Lors d'un discours à l'université de Rangoun, Barack Obama a également lancé un appel solennel à la fin des violences communautaires dans l'ouest du pays, estimant qu'il n'y avait "pas d'excuse" pour la violence contre les civils. Deux vagues de violences opposant bouddhistes de l'ethnie rakhine et musulmans, en juin et en octobre, ont fait au moins 180 morts. Plus de 110 000 personnes ont été déplacées, en grande majorité des Rohingyas, considérés par l'ONU comme une des minorités les plus persécutées de la planète.

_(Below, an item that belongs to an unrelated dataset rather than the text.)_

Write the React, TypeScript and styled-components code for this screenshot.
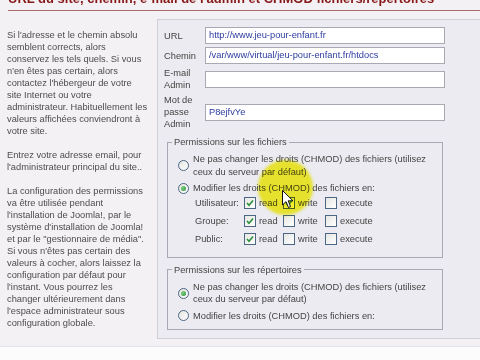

"Profiter du gâteau birman"
Il semblerait que le véritable moteur de ce voyage repose surtout sur des intérêts économiques. La venue du président américain à Rangoun doit "offrir de nouvelles occasions aux entreprises birmanes et américaines", annoncent le département du Trésor et le département d'État dans un communiqué. Désormais en route vers une société plus ouverte, la Birmanie est aussi devenue un marché où il est permis d'investir et de vendre. Et les États-Unis ne souhaitent pas rater le coche.
Quatre jours avant l’arrivée du président américain dans le pays, les États-Unis ont levé l'interdiction d'investir en Birmanie, y compris dans les secteurs controversés du gaz et du pétrole. Le gouvernement américain a également autorisé l'importation de la plupart des biens produits en Birmanie, à l'exception de la jadéite et des rubis. "Les sociétés américaines se bousculent pour profiter au plus vite du ‘gâteau birman’, commente Cyril Payen. C'est tout le message d'Obama : ‘business et démocratie’."
Washington pourrait annoncer la reprise de l'aide américaine, qui devrait représenter 170 millions de dollars pour l'exercice fiscal 2012-2013. Cette aide restera toutefois conditionnée à la poursuite des réformes, précise-t-on à la Maison Blanche.